The motivation for the Iranian revolution of 1979 also lay in religious ideologies. The religion ended up intertwined with the state affairs as the outcome of a feeling by some nationalists that Mohammed Reza Shah repressed Islamists and people who inclined towards a politicized Islam. The population at large were also outraged due to this feeling that the government was oppressing them (Shadmehr, 2012).

In the 1960s and the 1970s, the Shia Muslim religion underwent massive interpretation whereby Islam got defined as a social religion. It this meant that then state and religion could not be separated.

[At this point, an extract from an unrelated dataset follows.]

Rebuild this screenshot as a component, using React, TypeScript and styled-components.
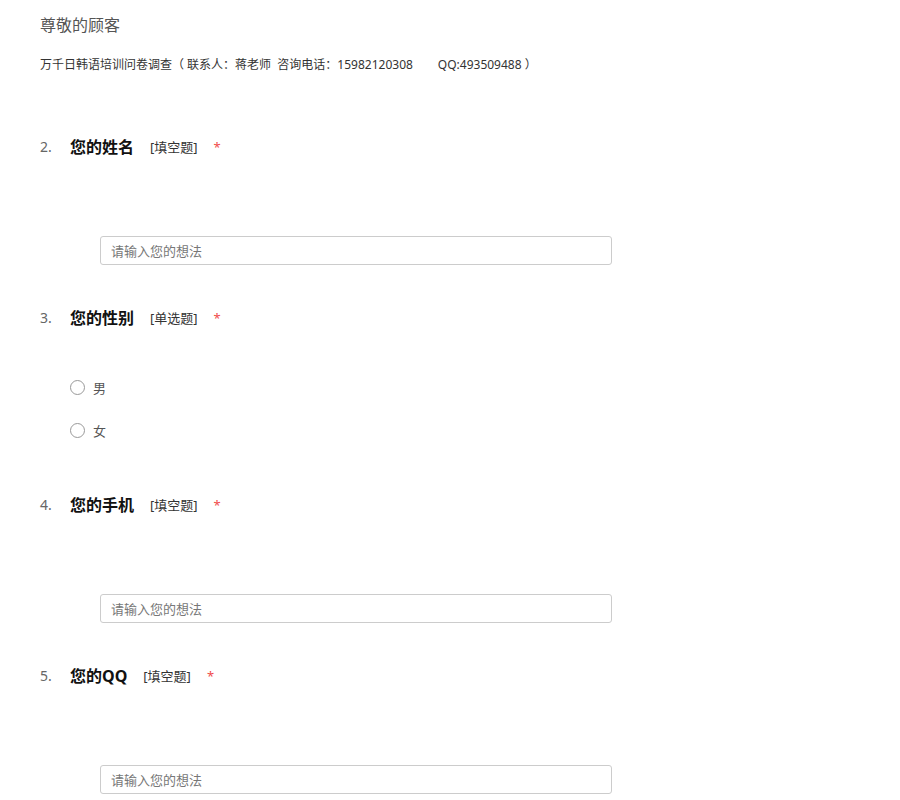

It got viewed as a total political party with solutions to solve all the state's socio-political problems experienced. The influence of the interpretation involved the high ranking clergy who had a massive influence on the existing political state that was highly influenced by American ideologies of development. One of the key clergies deeply involved is Ayatollah Ruhollah Musavi Khomeini. Khomeini’s doctrine advocated for toppling over of illegitimate governments by high ranking clerical authorities known as Marja (Shadmehr, 2012).

Furthermore, the fact the nation had high influxes of Westerners was not taken lightly by the locals. Moreso, the local religion would be overtaken by the Western religion, which was Christianity. Religious innovation also played a major role in causing religion to become an ideology that caused the revolution. The reassessment of the religious ideologies existent before then provided an alternative approach to the political status of the time. As a result, there were other avenues that could be used to change the status quo for the citizens.

The system furthermore provided a multipronged way of dealing with executive, legislative as well as judicial issues that seemed not well addressed before. The religion provided a structured way of governance that was desirable to the residence. As a result, with religion providing such alternatives, the revolution was inevitable, and religion influenced it greatly.